[Last updated 5 Mar: still looking for lots of help, and someone to wrangle linux drivers].
There’s a myth in politics that what the Prime Minister says matters. Actually, as he knows, and everybody who wants his job knows, it only matters much if he says it enough times. ‘Long term economic plan’, anyone?
The Big Monitoring Project
So how we will spot and get ahead of all those claims? We need your help to build the tools that can monitor this election properly and level the playing field between big-spending political parties and the rest of us.
Here’s some things we want to cover, and how you can help if you’ve got technical skills –
- Television. To pull out subtitles, we need someone to spend some time getting dvbstream, VLC or similar to work with CCExtractor. Not too hard but needs patience and decent linux skills. We also want to save the actual recordings too. (UPDATE currently blocked on getting a TBS 6284 working under linux — any takers?)
- Email. A tool that will scrape an email account, given account details (we’d like to record what the party and candidate mailing lists are saying). Not too hard.

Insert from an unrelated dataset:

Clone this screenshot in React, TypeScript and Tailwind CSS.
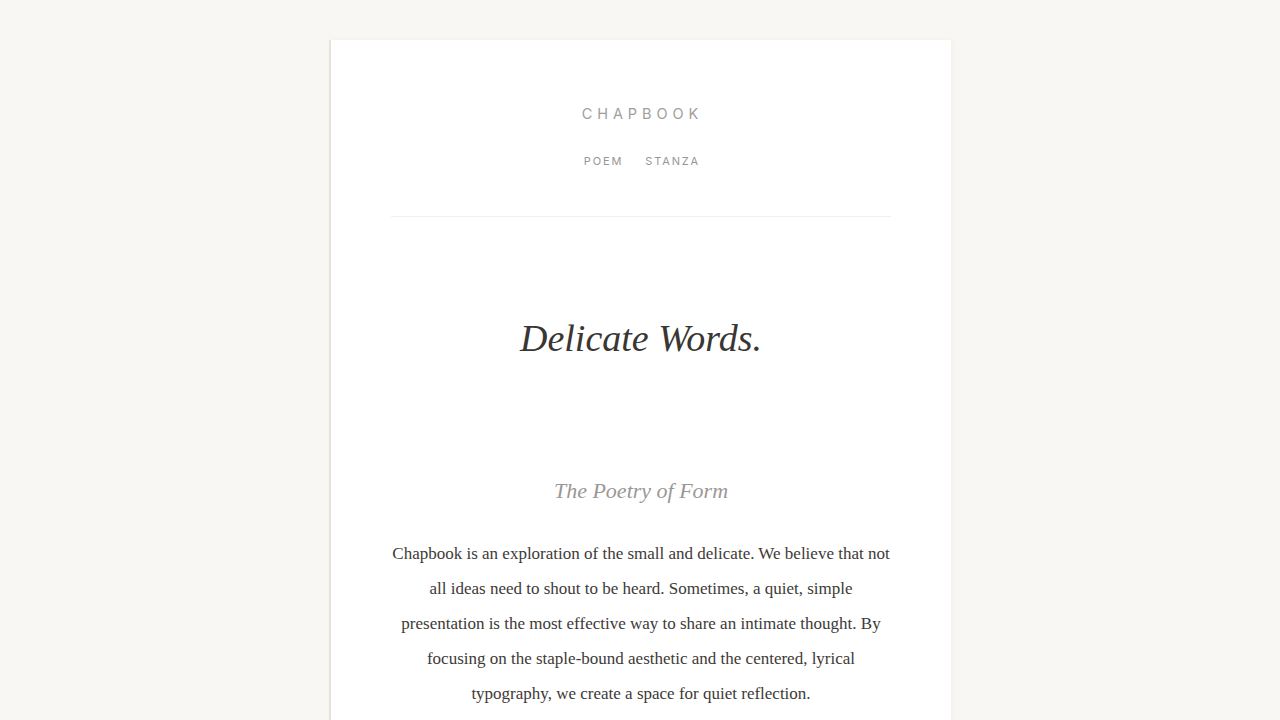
export default function App() {
  return (
    <div className="min-h-screen bg-[#f8f7f4] pt-10 flex justify-center">
      <div className="w-[622px] bg-white border-l-2 border-[#e6e3dc] shadow-[2px_0_6px_rgba(0,0,0,0.03)] px-[60px] min-h-[700px]">
        <header className="pt-[63px] pb-[47px] flex flex-col items-center">
          <div className="text-[14.5px] leading-[22px] tracking-[0.34em] pl-[0.2em] text-[#a39d9a] font-['Inter',sans-serif]">CHAPBOOK</div>
          <nav className="mt-[28px] flex gap-[22px] pl-[0.17em] text-[11px] leading-[16px] tracking-[0.17em] text-[#9a9592] font-['Inter',sans-serif]">
            <span>POEM</span>
            <span>STANZA</span>
          </nav>
        </header>
        <div className="h-px bg-[#efefef]"></div>
        <main className="font-['Liberation_Serif',serif] text-center">
          <h1 className="mt-[96px] italic text-[38px] leading-[50px] text-[#3a3633]">Delicate Words.</h1>
          <h2 className="mt-[111px] italic text-[22px] leading-[34px] text-[#9b9795]">The Poetry of Form</h2>
          <p className="mt-[28px] text-[17px] leading-[35px] text-[#3d3a37]">
            Chapbook is an exploration of the small and delicate. We believe that not all ideas need to shout to be heard. Sometimes, a quiet, simple presentation is the most effective way to share an intimate thought. By focusing on the staple-bound aesthetic and the centered, lyrical typography, we create a space for quiet reflection.
          </p>
        </main>
      </div>
    </div>
  );
}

- Twitter. A robust scraper for ongoing tweets, given a list of twitter handles and API keys. (UPDATE We have working but not terribly robust code for this, that I will get on github asap).
- Past tweets. A robust scraper for past tweets, given a list of twitter handles and API keys. You can go back about 3,000 tweets with the API. (UPDATE Ditto).
- Facebook. A scraper for facebook pages, if that’s possible.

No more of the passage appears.